The petitioner contended that Hajmola Candy should be treated as an ayurvedic medicine and subjected to a sales tax rate of five percent under entry No. 24 of Schedule IV of the 1994 Act. They argued that the candy is manufactured in accordance with the formula from an authenticated ayurvedic text book and is certified by the Director, Ayurvedic and Unani Directorate, Lucknow. The petitioner cited legal precedents to support their claim, emphasizing that Hajmola Candy is a patent and proprietary medicine under the ayurvedic system of medicine. They highlighted similarities with other products classified as ayurvedic medicines by various tribunals and courts. The petitioner also challenged the reliance on a previous tribunal's decision regarding a different product, asserting that the burden of proof lies with the revenue to establish the correct classification.

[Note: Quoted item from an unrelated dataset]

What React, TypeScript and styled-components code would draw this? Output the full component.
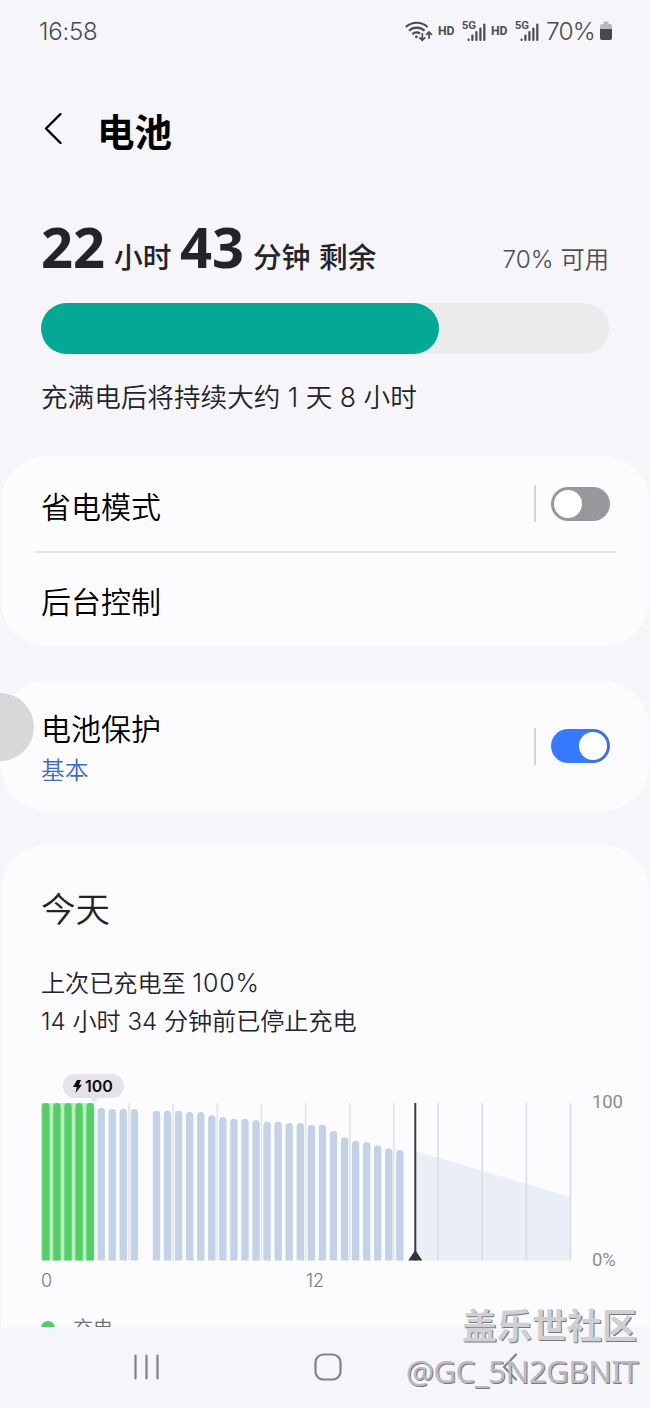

The respondent disputed the petitioner's claim, arguing that Hajmola Candy is a confectionery item enjoyed by people of all ages and is not recognized as a medicine in common trade parlance. They emphasized that the candy is not prescribed by doctors and is widely available in retail outlets. The respondent's position was supported by the learned State Representative, who highlighted the principle that products should be classified based on their popular meaning rather than scientific or technical definitions. The State Representative pointed out the absence of a specific definition of "drugs and medicines" in the 1994 Act and argued that the legislative intent was to interpret these terms based on common understanding.

In delivering the judgment, the Tribunal considered the arguments presented by both parties. The Tribunal noted that while the petitioner demonstrated compliance with manufacturing standards and ingredients specified in ayurvedic texts, they failed to provide evidence of prescriptions by ayurvedic doctors or specific medical usage of Hajmola Candy. The Tribunal highlighted the importance of considering the popular understanding of a product in determining its classification. Based on the lack of evidence supporting the medicinal usage of Hajmola Candy and the respondent's assertion that it is primarily viewed as a confectionery item, the Tribunal dismissed the petition. The judgment emphasized the significance of factual circumstances and popular perception in classifying products for taxation purposes.

In conclusion, the Tribunal rejected the petitioner's claim to classify Hajmola Candy as an ayurvedic medicine under the 1994 Act, ruling that the product is commonly perceived as a confectionery item rather than a medicament. The judgment underscored the need for concrete evidence supporting the medicinal usage of a product to justify its classification as a medicine, emphasizing the importance of popular understanding in determining tax treatment.